We found a significant positive correlation between isoleucine relative concentration and depression severity. Isoleucine is one of branched-chain amino acids (BCAAs), and this amino acid is transported across the blood-brain barrier as nutrient signals and nitrogen donors in neurotransmitter synthesis and Glu-Gln cycle40. Consistent with our findings, depressive-like symptoms in rats following chronic administration of BCAAs41 and an association between plasma isoleucine concentration and the severity of MDD have been observed42. On the other hand, decreased blood concentrations of BCAAs in patients with MDD treated with antidepressants in comparison with healthy controls and negative correlations between BCAAs concentrations and the severity of MDD have also been reported43.

When we compared with our data of MDD with a previous blood study of bipolar disorder using CE-TOFMS10, increased Glu levels and decreased cis-Aconitic acid levels, which is an intermediate product of the citric acid cycle, have been commonly observed between studies.

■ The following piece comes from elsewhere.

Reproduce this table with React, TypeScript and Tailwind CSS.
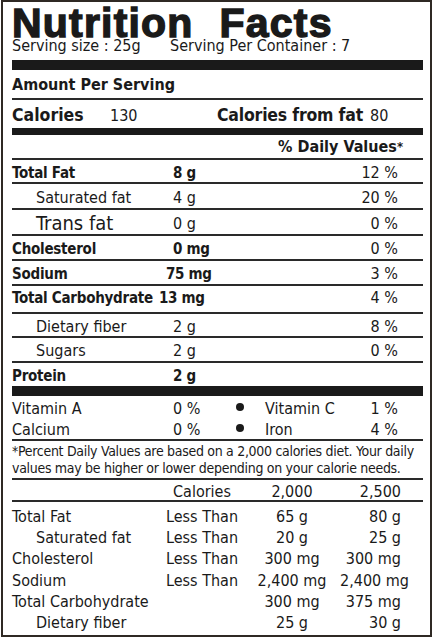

These results suggest that not only glutamatergic abnormalities but also abnormalities in the citric acid cycle may be commonly involved in the pathogenesis of mood disorders.

Our study has several limitations that should be mentioned. First, the sample size was relatively small, and larger studies are needed to confirm our results. Second, the patients were not all treated with the same antidepressants. Thus further studies which use specific treatment protocols are required. Third, we examined metabolite levels in samples of peripheral blood gathered from MDD patients. However, those metabolite levels may not have reflected the status of metabolites in the brain tissue of those MDD patients. On the other hand, some of the altered plasma metabolites described in the present study have also been identified in samples of brain tissues and cerebrospinal fluid (CSF). For example, a postmortem study has revealed increased Glu levels in MDD patients44. Moreover, proton magnetic resonance spectroscopy (1HMRS) studies have demonstrated reduced Gln levels in the hippocampus and pregenual anterior cingulate cortex of unmedicated MDD patients, as well as increased Glu levels in the occipital cortex region45,46,47. Furthermore, abnormality of the Gln/Glu ratio in the CSF of MDD patients and impaired Glu-Gln cycle in the brains of depressed patients have been observed19, 48. A high-performance liquid chromatography study has also revealed reduced ethanolamine levels in the CSF of MDD patients49. Fourth, we did not take potential confounding factors, such as body mass index and smoking status into consideration in our analysis due to lack of these information. Finally, the blood samples used in our study were collected when the patients visited the hospital in the morning; therefore, the interval between final food intake and blood draw was not unified, and we cannot rule out that food consumption and drinking may have affected the metabolite levels.

In conclusion, we described specific metabolite signatures that were found in samples of blood plasma obtained from medication-free MDD patients. We also conducted a longitudinal study that identified changes which occurred in those signatures after the patients had been treated with antidepressants. Our results suggest that imbalances of specific metabolites may be involved in the pathogenesis of MDD, and provide insight into the mechanisms by which antidepressants affect MDD.